T hey were only on the interstate for two exits on Saturday night, but they passed a pair of signs warning drivers of moose. One advised urgently, Brake for Moose: It may save your life. The first time Chip had seen that one, the day after they’d moved to Bethel, he’d remarked, “I suppose they’re afraid most people will accelerate when they see a moose. Look, honey, there’s a moose on the road: Let’s speed up and see if we can hit it!” He didn’t joke much these days, and so it always comforted Emily when she saw a glimpse of his humor. It was difficult to recall now, but before the accident he had actually been a rather funny man.

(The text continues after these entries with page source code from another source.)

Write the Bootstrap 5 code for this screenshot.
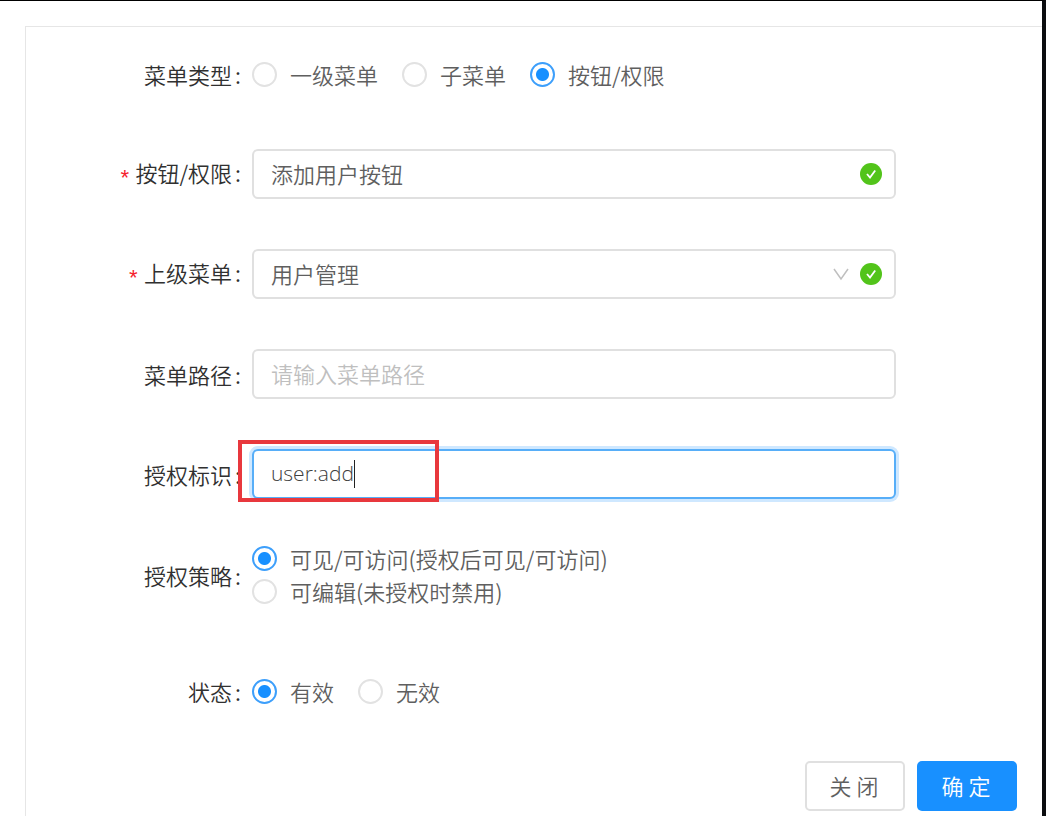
<!DOCTYPE html>
<html lang="zh-CN">
<head>
<meta charset="utf-8">
<meta name="viewport" content="width=device-width, initial-scale=1">
<title>菜单权限</title>
<link href="https://cdn.jsdelivr.net/npm/bootstrap@5.3.0/dist/css/bootstrap.min.css" rel="stylesheet">
<style>
  body {
    font-family: "Noto Sans CJK SC", "Open Sans", sans-serif;
    font-size: 22px;
    font-weight: 350;
    line-height: 32px;
    color: #5f5f5f;
    background: #fff;
  }
  .page-frame {
    border-top: 1px solid #000;
    border-right: 4px solid #0b0d0f;
    padding: 25px 0 0 25px;
  }
  .form-panel {
    border: solid #e6e6e6;
    border-width: 1px 0 0 1px;
    padding: 22px 25px 5px 0;
  }
  .form-line { min-height: 50px; margin-bottom: 50px; }
  .line-tall { margin: -7px 0 58px; }
  .line-label {
    flex: 0 0 22.8%;
    padding: 0 11px 0 0;
    text-align: right;
    color: #303030;
  }
  .line-label .colon { margin-left: 3px; }
  .star {
    font-family: "Liberation Mono", monospace;
    line-height: 1;
    vertical-align: -4px;
    color: #f5222d;
    margin-right: 4px;
  }
  .line-control { flex: 0 0 65%; }

  .field.form-control, .field.form-select {
    height: 50px;
    padding: 0 17px 2px;
    font-size: 22px;
    font-weight: 350;
    color: #5f5f5f;
    background: #fff;
    border: 2px solid #e0e0e0;
    border-radius: 6px;
  }
  .field.form-control::placeholder { color: #bfbfbf; opacity: 1; }
  .field.form-control.is-active {
    font-family: "Open Sans", sans-serif;
    font-size: 21px;
    font-weight: 300;
    color: #404040;
    border-color: #57aef8;
    box-shadow: 0 0 0 3px #cfe8ff;
    caret-color: transparent;
  }
  .field-icons { top: 0; bottom: 0; right: 14px; pointer-events: none; }
  .caret-bar { left: 102px; top: 11px; width: 1px; height: 28px; background: #222; }
  .highlight-box {
    left: -14px; top: -9px; width: 201px; height: 62px;
    border: 4px solid #e8383d;
    pointer-events: none;
  }

  .choice { display: inline-flex; align-items: center; gap: 13px; line-height: 33px; }
  .choice span { line-height: 33px; }
  .choice .form-check-input {
    width: 25px; height: 25px; margin: 0;
    border: 2px solid #e2e2e2;
    box-shadow: none;
  }
  .choice .form-check-input:checked {
    border-color: #3d9ffb;
    background: radial-gradient(circle, #1890ff 6px, #fff 7px);
  }
  .form-actions { padding-top: 45px; }
  .btn-wide {
    width: 100px; height: 50px; padding: 0 2px 2px 0;
    font-size: 22px; font-weight: 350;
    border-radius: 5px;
    white-space: pre;
  }
  .btn-close-form { border: 2px solid #e0e0e0; background: #fff; color: #5f5f5f; }
  .btn-save, .btn-save:hover { background: #1890ff; color: #fff; border: 0; }
</style>
</head>
<body>
<div class="page-frame min-vh-100 d-flex flex-column">
  <form class="form-panel flex-grow-1">

    <div class="form-line d-flex align-items-center" role="radiogroup" aria-labelledby="type-label">
      <div class="line-label" id="type-label">菜单类型<span class="colon">:</span></div>
      <div class="line-control d-flex gap-4">
        <label class="choice"><input class="form-check-input" type="radio" name="type"><span>一级菜单</span></label>
        <label class="choice"><input class="form-check-input" type="radio" name="type"><span>子菜单</span></label>
        <label class="choice"><input class="form-check-input" type="radio" name="type" checked><span>按钮/权限</span></label>
      </div>
    </div>

    <div class="form-line d-flex align-items-center">
      <label class="line-label" for="name"><span class="star">*</span>按钮/权限<span class="colon">:</span></label>
      <div class="line-control position-relative">
        <input class="form-control field" id="name" type="text" value="添加用户按钮">
        <div class="field-icons position-absolute d-flex align-items-center">
          <svg width="22" height="22" viewBox="0 0 22 22" aria-hidden="true"><circle cx="11" cy="11" r="11" fill="#52c41a"/><path d="M7 11l3 3.500 5.200-7" fill="none" stroke="#fff" stroke-width="1.800"/></svg>
        </div>
      </div>
    </div>

    <div class="form-line d-flex align-items-center">
      <label class="line-label" for="parent"><span class="star">*</span>上级菜单<span class="colon">:</span></label>
      <div class="line-control position-relative">
        <select class="form-select field" id="parent"><option>用户管理</option></select>
        <div class="field-icons position-absolute d-flex align-items-center">
          <svg class="me-2" width="22" height="22" viewBox="0 0 22 22" aria-hidden="true"><path d="M4 6l7 10 7-10" fill="none" stroke="#bfbfbf" stroke-width="1.500"/></svg>
          <svg width="22" height="22" viewBox="0 0 22 22" aria-hidden="true"><circle cx="11" cy="11" r="11" fill="#52c41a"/><path d="M7 11l3 3.500 5.200-7" fill="none" stroke="#fff" stroke-width="1.800"/></svg>
        </div>
      </div>
    </div>

    <div class="form-line d-flex align-items-center">
      <label class="line-label" for="path">菜单路径<span class="colon">:</span></label>
      <div class="line-control">
        <input class="form-control field" id="path" type="text" placeholder="请输入菜单路径">
      </div>
    </div>

    <div class="form-line d-flex align-items-center">
      <label class="line-label" for="perm">授权标识<span class="colon">:</span></label>
      <div class="line-control position-relative">
        <input class="form-control field is-active" id="perm" type="text" value="user:add">
        <span class="caret-bar position-absolute"></span>
        <span class="highlight-box position-absolute"></span>
      </div>
    </div>

    <div class="form-line line-tall d-flex align-items-center" role="radiogroup" aria-labelledby="policy-label">
      <div class="line-label" id="policy-label">授权策略<span class="colon">:</span></div>
      <div class="line-control d-flex flex-column align-items-start">
        <label class="choice"><input class="form-check-input" type="radio" name="policy" checked><span>可见/可访问(授权后可见/可访问)</span></label>
        <label class="choice"><input class="form-check-input" type="radio" name="policy"><span>可编辑(未授权时禁用)</span></label>
      </div>
    </div>

    <div class="form-line d-flex align-items-center mb-0" role="radiogroup" aria-labelledby="state-label">
      <div class="line-label" id="state-label">状态<span class="colon">:</span></div>
      <div class="line-control d-flex gap-4">
        <label class="choice"><input class="form-check-input" type="radio" name="state" checked><span>有效</span></label>
        <label class="choice"><input class="form-check-input" type="radio" name="state"><span>无效</span></label>
      </div>
    </div>

    <div class="form-actions d-flex justify-content-end gap-2">
      <button type="button" class="btn btn-wide btn-close-form me-1">关 闭</button>
      <button type="submit" class="btn btn-wide btn-save">确 定</button>
    </div>
  </form>
</div>
<script src="https://cdn.jsdelivr.net/npm/bootstrap@5.3.0/dist/js/bootstrap.bundle.min.js"></script>
</body>
</html>
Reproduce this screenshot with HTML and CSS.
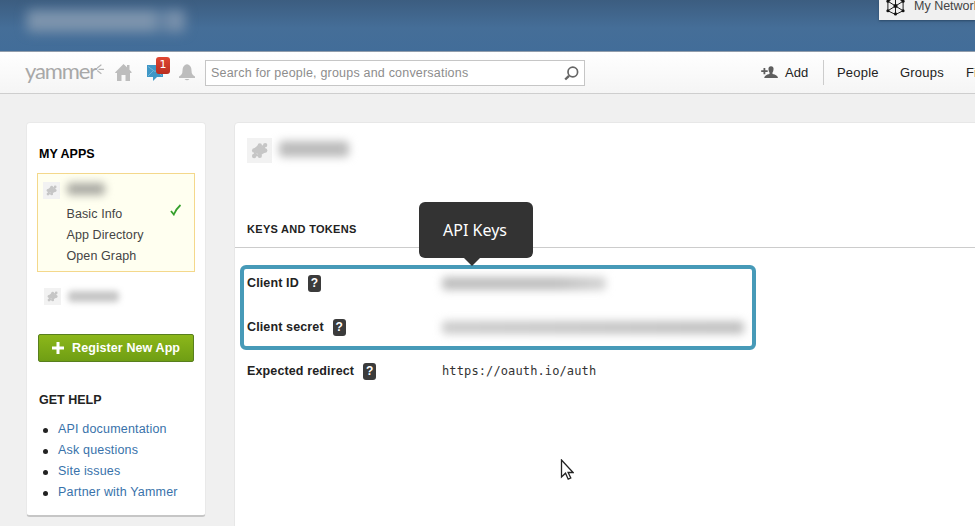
FILE: index.html
```html
<!DOCTYPE html>
<html lang="en">
<head>
<meta charset="utf-8">
<title>Yammer – API Keys</title>
<link rel="stylesheet" href="styles.css">
</head>
<body>
<svg class="defs" aria-hidden="true">
  <symbol id="puzzle" viewBox="0 0 18 18">
    <g fill="currentColor">
      <path d="M8 3L16 8L15 11L10 14L2 10L3 7z"/>
      <circle cx="9.300" cy="3.600" r="2.300"/><circle cx="15" cy="3.300" r="2.300"/><circle cx="15" cy="9" r="2.300"/>
      <circle cx="3.300" cy="8.900" r="2.300"/><circle cx="3.300" cy="14.800" r="2.300"/><circle cx="9.300" cy="14.600" r="2.300"/>
      <path d="M10 4l5-1v6zM3 15V9l6 6z"/>
    </g>
  </symbol>
</svg>
<div class="banner">
  <span class="smudge smudge-company"></span>
  <div class="network">
    <svg class="network-icon" viewBox="0 0 20 20" fill="none" stroke="#111" stroke-width="1">
      <path d="M10 1l8 4v10l-8 4-8-4V5zM2 5l16 10M18 5L2 15M10 1v18"/>
      <g fill="#111" stroke="none"><circle cx="10" cy="10" r="2.200"/><circle cx="2" cy="5" r="1.600"/><circle cx="18" cy="5" r="1.600"/><circle cx="2" cy="15" r="1.600"/><circle cx="18" cy="15" r="1.600"/><circle cx="10" cy="18.300" r="1.600"/></g>
    </svg>
    <span>My Networks</span>
  </div>
</div>
<header class="topbar">
  <div class="logo"><span>yammer</span>
    <svg viewBox="0 0 8 11" fill="none" stroke="#b4b4b4" stroke-width="1.200" stroke-linecap="round"><path d="M1.500 3.800L5 1M3 5.300h4.500M1.500 6.800L5 9.500"/></svg>
  </div>
  <svg class="home" viewBox="0 0 17 17" fill="#bdbdbd"><path d="M8.500 0L12 3.300V1h2.500v4.700L17 8.500l-1.500.5H15v8h-4.500v-6h-4v6H2V9H.5L0 8.500z"/></svg>
  <div class="inbox">
    <svg viewBox="0 0 17 16"><path d="M0 0h16v12h-6l-4 4v-4H0z" fill="#3f97c6"/><path d="M1 1.500l7 5 7-5M1 11l5-5M15 11l-5-5" fill="none" stroke="#7dbbdc" stroke-width=".8"/></svg>
    <b class="badge">1</b>
  </div>
  <svg class="bell" viewBox="0 0 16 17" fill="#bdbdbd"><path d="M6 1Q8-.5 10 1Q12.500 2.500 12.500 6.500Q12.500 11 16 12.500V14H0v-1.500Q3.500 11 3.500 6.500Q3.500 2.500 6 1z"/><path d="M5.500 15h5q-2.500 2.500-5 0z"/></svg>
  <div class="search"><span>Search for people, groups and conversations</span>
    <svg viewBox="0 0 15 15" fill="none" stroke="#666"><circle cx="8.800" cy="6" r="4.800" stroke-width="1.700"/><path d="M5 9.800L1.200 13.500" stroke-width="2.400"/></svg>
  </div>
  <nav class="nav">
    <svg class="person" viewBox="0 0 17 13" fill="#5e5e5e"><path d="M2.500 2v2.200H.2v1.800h2.300v2.200h1.800V6h2.400V4.200H4.300V2z"/><path d="M7.500 3.500Q7 .5 10 .3Q13 .5 12.500 3.500Q12.400 5.500 11.500 6.500V8Q16.500 8.800 17 12H3.200Q3.700 8.800 8.500 8V6.500Q7.600 5.500 7.500 3.500z"/></svg>
    <span class="add">Add</span><span class="people">People</span><span class="groups">Groups</span><span class="files">Files</span>
  </nav>
</header>
<div class="content">
  <aside class="sidebar">
    <h2 class="apps-title">MY APPS</h2>
    <section class="current">
      <div class="app-row"><span class="app-icon"><svg><use href="#puzzle"/></svg></span><span class="smudge smudge-app"></span></div>
      <ul class="app-menu">
        <li>Basic Info <svg class="check" viewBox="0 0 12 12" fill="none" stroke="#35a02c" stroke-width="1.800"><path d="M1 7l2.800 3.500Q6.500 4.500 10.500 1"/></svg></li>
        <li>App Directory</li><li>Open Graph</li>
      </ul>
    </section>
    <div class="app-row other"><span class="app-icon"><svg><use href="#puzzle"/></svg></span><span class="smudge smudge-other"></span></div>
    <div class="register"><svg viewBox="0 0 12 12"><path d="M6 0v12M0 6h12" stroke="#fff" stroke-width="3"/></svg><span>Register New App</span></div>
    <h2 class="help-title">GET HELP</h2>
    <ul class="help">
      <li><a>API documentation</a></li><li><a>Ask questions</a></li><li><a>Site issues</a></li><li><a>Partner with Yammer</a></li>
    </ul>
  </aside>
  <main class="panel">
    <div class="app-head"><span class="app-icon large"><svg><use href="#puzzle"/></svg></span><span class="smudge smudge-title"></span></div>
    <h1 class="keys-title"><span>KEYS AND TOKENS</span>
      <span class="tooltip">API Keys</span>
    </h1>
    <div class="highlight">
      <div class="field"><div class="label"><span>Client ID</span><i class="q">?</i></div><span class="smudge smudge-id"></span></div>
      <div class="field"><div class="label"><span>Client secret</span><i class="q">?</i></div><span class="smudge smudge-secret"></span></div>
    </div>
    <div class="field redirect"><div class="label"><span>Expected redirect</span><i class="q">?</i></div><code>https://oauth.io/auth</code></div>
    <svg class="cursor" viewBox="0 0 14 22"><path d="M1.500 1v17l4-3.800 2.700 6 2.600-1.200-2.700-5.500h5z" fill="#fff" stroke="#222" stroke-width="1.300"/></svg>
  </main>
</div>
</body>
</html>
```
FILE: styles.css
```css
* { box-sizing: border-box; }
body { margin: 0; width: 975px; height: 526px; overflow: hidden; background: #f0f0f0; color: #333; font: 12.5px/21px "Liberation Sans", Arial, sans-serif; }
h1, h2, ul { margin: 0; padding: 0; }
ul { list-style: none; }
svg { display: block; flex: none; }
span { white-space: nowrap; }
.defs { position: absolute; width: 0; height: 0; }
.smudge { display: block; flex: none; filter: blur(4px); border-radius: 4px; background: #c2c2c2; }

.banner { height: 52px; display: flex; justify-content: space-between; align-items: flex-start; background: linear-gradient(#3c5d80, #456e98 55%, #426d99); border-bottom: 1px solid #919dab; overflow: hidden; }
.smudge-company { width: 158px; height: 22px; margin: 10px 0 0 27px; background: linear-gradient(90deg, #7d94ad 80%, #587a9d 85%, #7890ab 90%); filter: blur(6px); }
.network { width: 96px; height: 20px; padding-left: 7px; display: flex; align-items: flex-start; background: #f0f0f0; box-shadow: 0 1px 2px #2b4a68; overflow: hidden; color: #444; }
.network-icon { width: 19px; height: 20px; margin: -4px 9px 0 0; }
.network span { line-height: 14px; margin-top: -1px; }

.topbar { height: 42px; display: flex; align-items: flex-start; overflow: hidden; background: linear-gradient(#fff, #f5f5f5); border-bottom: 1px solid #cecece; }
.logo { width: 89px; padding: 8px 0 0 25px; display: flex; flex: none; color: #a8a8a8; font: 22px/22px Lato, sans-serif; letter-spacing: -1.1px; }
.logo svg { width: 8px; height: 11px; margin-top: 4px; }
.home { width: 17px; height: 17px; margin: 12px 0 0 26px; }
.inbox { width: 23px; height: 29px; margin: 4px 0 0 15px; position: relative; flex: none; }
.inbox svg { width: 17px; height: 16px; margin-top: 9px; }
.badge { position: absolute; left: 9px; top: 1px; width: 14px; height: 17px; border-radius: 3px; background: linear-gradient(#e04631, #b92e20); color: #fff; font: 11px/16px "DejaVu Sans", sans-serif; text-align: center; }
.bell { width: 16px; height: 17px; margin: 12px 10px 0 9px; }
.search { width: 380px; height: 26px; margin-top: 8px; padding: 0 5px; flex: none; display: flex; justify-content: space-between; align-items: center; border: 1px solid #c6c6c6; background: #fff; color: #8d8d8d; letter-spacing: .2px; }
.search svg { width: 15px; height: 15px; }
.nav { margin-left: 176px; display: flex; align-items: flex-start; padding-top: 8px; font-size: 13px; line-height: 25px; color: #222; }
.person { width: 17px; height: 13px; margin: 6px 7px 0 0; }
.add { width: 39px; border-right: 1px solid #ccc; }
.people { width: 76px; padding-left: 13px; }
.groups { width: 66px; }
.people, .groups { letter-spacing: .2px; }
.add, .people, .groups, .files { flex: none; height: 25px; }

.content { display: flex; align-items: flex-start; gap: 28px; padding: 28px 0 0 26px; }
.sidebar { width: 180px; height: 395px; padding: 22px 11px 0; flex: none; background: #fff; border: 1px solid #e9e9e9; border-bottom: 2px solid #c6c6c6; border-radius: 4px; }
.sidebar h2 { font-size: 12.5px; line-height: 18px; padding-left: 1px; color: #222; }
.sidebar .apps-title { color: #000; }
.current { width: 158px; height: 99px; margin: 10px 0 0 -1px; padding: 7px 5px 0; border: 1px solid #f4d88b; background: #fffff0; }
.app-row { display: flex; align-items: center; height: 18px; }
.app-icon { width: 17px; height: 17px; padding: 3px; flex: none; background: #f2f2f2; color: #c6c6c6; }
.app-icon svg { width: 100%; height: 100%; }
.smudge-app { width: 38px; height: 12px; margin-left: 7px; margin-top: -2px; background: #a9a9a2; }
.app-menu { margin: 5px 0 0 23.500px; letter-spacing: .1px; color: #444; }
.app-menu li { display: flex; justify-content: space-between; }
.check { width: 12px; height: 12px; margin: 0 7px 0 0; }
.other { margin: 15px 0 0 6px; }
.smudge-other { width: 51px; height: 11px; margin-left: 7px; background: #c5c5c5; filter: blur(3px); }
.register { width: 156px; height: 28px; margin-top: 29px; padding-left: 13px; display: flex; align-items: center; gap: 8px; border: 1px solid #587f1d; border-radius: 2px; background: linear-gradient(#8cb71a, #6f9e14); color: #fff; font-weight: 700; letter-spacing: .1px; }
.register svg { width: 12px; height: 12px; }
.sidebar .help-title { margin: 29px 0 10px; }
.help { padding-left: 20px; color: #3872aa; letter-spacing: .18px; }
.help li { position: relative; }
.help li::before { content: ""; position: absolute; left: -15px; top: 9px; width: 5px; height: 5px; border-radius: 50%; background: #222; }

.panel { width: 742px; height: 420px; padding-top: 15px; flex: none; background: #fff; border: 1px solid #e7e7e7; border-radius: 4px 0 0 0; }
.app-head { display: flex; align-items: center; padding-left: 12px; height: 25px; }
.large { width: 25px; height: 25px; padding: 4px; }
.smudge-title { width: 70px; height: 16px; margin-left: 7px; margin-top: -3px; background: #bcbcbc; }
.keys-title { position: relative; height: 85px; padding: 56px 0 0 12px; border-bottom: 1px solid #ccc; color: #222; font-size: 11px; line-height: 20px; letter-spacing: .3px; }
.tooltip { position: absolute; left: 184px; top: 39px; width: 114px; height: 56px; padding-right: 2px; border-radius: 6px; background: #333; color: #fff; text-align: center; font: 16px/56px "Noto Sans", sans-serif; letter-spacing: 0; }
.tooltip::after { content: ""; position: absolute; left: 45px; top: 56px; border: 8px solid transparent; border-top: 8px solid #333; border-bottom: 0; }
.highlight { width: 516px; height: 85px; margin: 17px 0 0 5px; padding: 4px 3px 3px; border: 4px solid #479ab8; border-radius: 6px; }
.highlight .field + .field { margin-top: 23px; }
.field { display: flex; align-items: center; height: 21px; }
.label { display: flex; align-items: center; width: 195px; flex: none; color: #222; font-weight: 700; letter-spacing: .13px; }
.q { width: 13px; height: 17px; margin-left: 9px; border-radius: 3px; background: #3b3b3b; color: #fff; font: 700 12px/17px "Liberation Sans", sans-serif; text-align: center; letter-spacing: 0; }
.smudge-id { width: 164px; height: 13px; background: linear-gradient(90deg, #bebebe 70%, #d4d4d4); }
.smudge-secret { width: 302px; height: 13px; background: linear-gradient(90deg, #ccc, #c0c0c0); }
.redirect { padding-left: 12px; margin-top: 11px; }
code { font: 12px/21px "DejaVu Sans Mono", monospace; letter-spacing: .12px; color: #333; }
.cursor { width: 14px; height: 22px; margin: 77px 0 0 325px; }
```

The Hardins’ house in Littleton was a white Federal that resided with princely elegance in the town’s hill section above the main street. The driveway had a circular portico and the front yard a stone fountain, the basin of which, because it was winter, had been removed and placed against the pedestal like a giant mushroom cap so the water pooling inside didn’t freeze and crack it. There was another car in the driveway, and Emily suspected by the way the front windshield had been defrosted that this vehicle was a recent arrival, too, and not one of the Hardins’ automobiles.

“There will be other people,” she said to neither Chip nor the girls in particular as they stood for a moment in the driveway. She found herself worrying for her husband. Worrying about her husband. It seemed that morning he had taken an ax and destroyed that squat, ugly door in the basement. The exertion had left him exhausted, though Emily was troubled more by the fury he had brought to the task: Why in the world had he used an ax instead of simply removing the carriage bolts from one side and then prying the door open with a crowbar? He had told her there were too many bolts and they were too long: Removing even a third of them would have taken hours. She took him at his word, but she couldn’t help but fear it was the fact that there were precisely thirty-nine of them that had prevented him. He had seemed unduly disturbed by the coincidence, the notion that there was one bolt for every fatality-as if each length of metal corresponded exactly with one human soul. One night over dinner he had expressed his wonderment at the connection, and she had smiled and told him this was magical thinking, a symptom of an obsessive-compulsive disorder. He, in turn, had told her that magical thinking was also a symptom of depression and there was something enigmatic in his response: Was he signaling to her that he knew she had demons, too, and to allow him this indulgence? Or was he alerting her to the idea that she was right and he had done a little Web diagnosis on himself and understood that his consideration of the bolts was at once irrational and explicable?